Government commitment to global climate targets
There is no alternative to rapid, deep, and sustained reduction of greenhouse gas emissions in line with the Paris Agreement, which at its core depends on the phase out of fossil fuels. Governments should ensure that each sector has a plan which outlines a decarbonisation pathway in the context of the wider economy, provides confidence for investment, aligns local skills, ensures a just transition, and delivers robust action.
The COP process must also ensure that the global climate targets are met in an equitable way, recognising the need for a just transition of the Global South, supported by the major economies that have disproportionately contributed to climate change and benefitted from fossil fuels. The associated climate finance and investment deals should not be allowed to become “climate colonialism”, extracting the Global South’s resources required for the energy transition, creating debt burdens and imposing unfavourable conditions.
There needs to be a just transition of the Global South, supported by the major economies that have disproportionately contributed to climate change and benefitted from fossil fuels.
Adapt and prevent
Secondly, accept that the climate has already changed and will continue to do so, bringing increasingly adverse impacts. The frequency and severity of extreme weather events are going up: more people become exposed to flooding and forest fires, critical infrastructure faces disruptions, food production becomes threatened, whole areas become uninsurable and so on. Those impacts already manifest themselves in hundreds of billions of pounds of losses globally every year, in addition to human and animal suffering.
Intuitively, prevention is cheaper and more effective than treatment. An analysis by the Environment Agency found that every £1 invested in flood defences prevents £8 of damage, of which £3 is direct saving for the government. To create sustainable solutions that offer the best value, mitigation and adaptation should be considered holistically and alongside other integral aspects such as nature-positivity and social value.
The sad reality is that for some, climate change means that their land may simply become uninhabitable. This year, the world has seen the first of its kind agreement on climate mobility, providing an option for citizens of Tuvalu to relocate to Australia, as the small nation’s islands are projected to be consumed by the rising sea levels this century.
Reading yet another report on missing the global climate targets, it is not difficult to experience a level of climate anxiety.
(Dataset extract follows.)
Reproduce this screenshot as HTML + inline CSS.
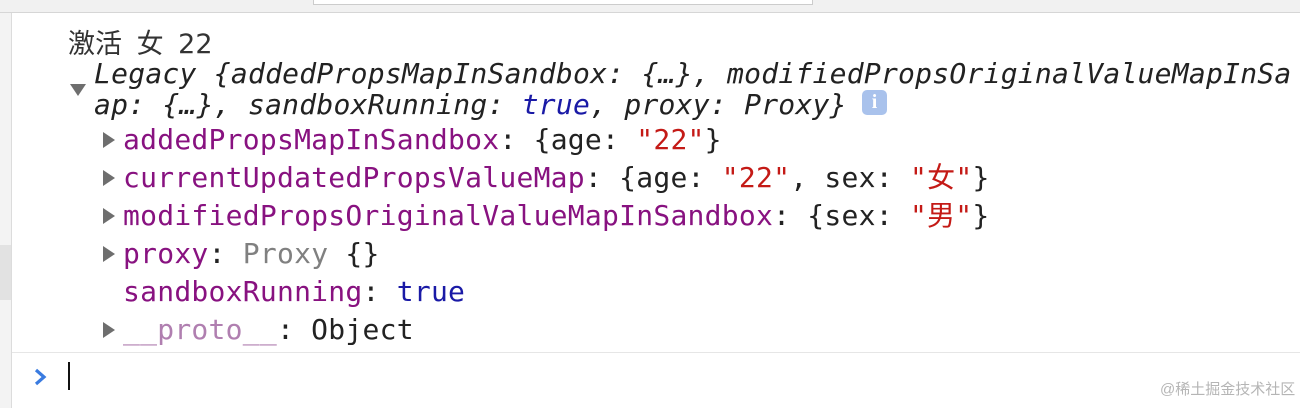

Think sustainability at all levels
Finally, we need to meaningfully integrate sustainability into all levels of decision-making. Reading yet another report on missing the global climate targets or seeing impacts of another one in however-many hundred years event, it is not difficult to experience a level of climate anxiety, but for most, it is not possible and probably not desirable to continuously sustain that feeling. So, whether you are a student, an engineer or a senior policymaker, you generally have to get on with daily tasks. Climate action is a continuous, long-term and systematic effort, and we have to make sure that those day-to-day tasks are a part of sufficiently coordinated systems in which the sum of all pieces adds up to the required climate outcome whilst delivering the expected socio-economic value and restoring nature.
To unlock quicker and more efficient action, investment decision-making should recognise interdependencies between the different systems and adequately account for costs, risks, externalities and co-benefits over an appropriate timeframe. Notable examples of such integrations include putting a price on carbon and measuring ecosystem services.
I am sure there may be many versions of this list, and it is certainly not limited to just three key things. Wherever you think your contribution to the solutions is more effective, each of us can help bring the required changes a little closer, and working together is in the interest of all of us.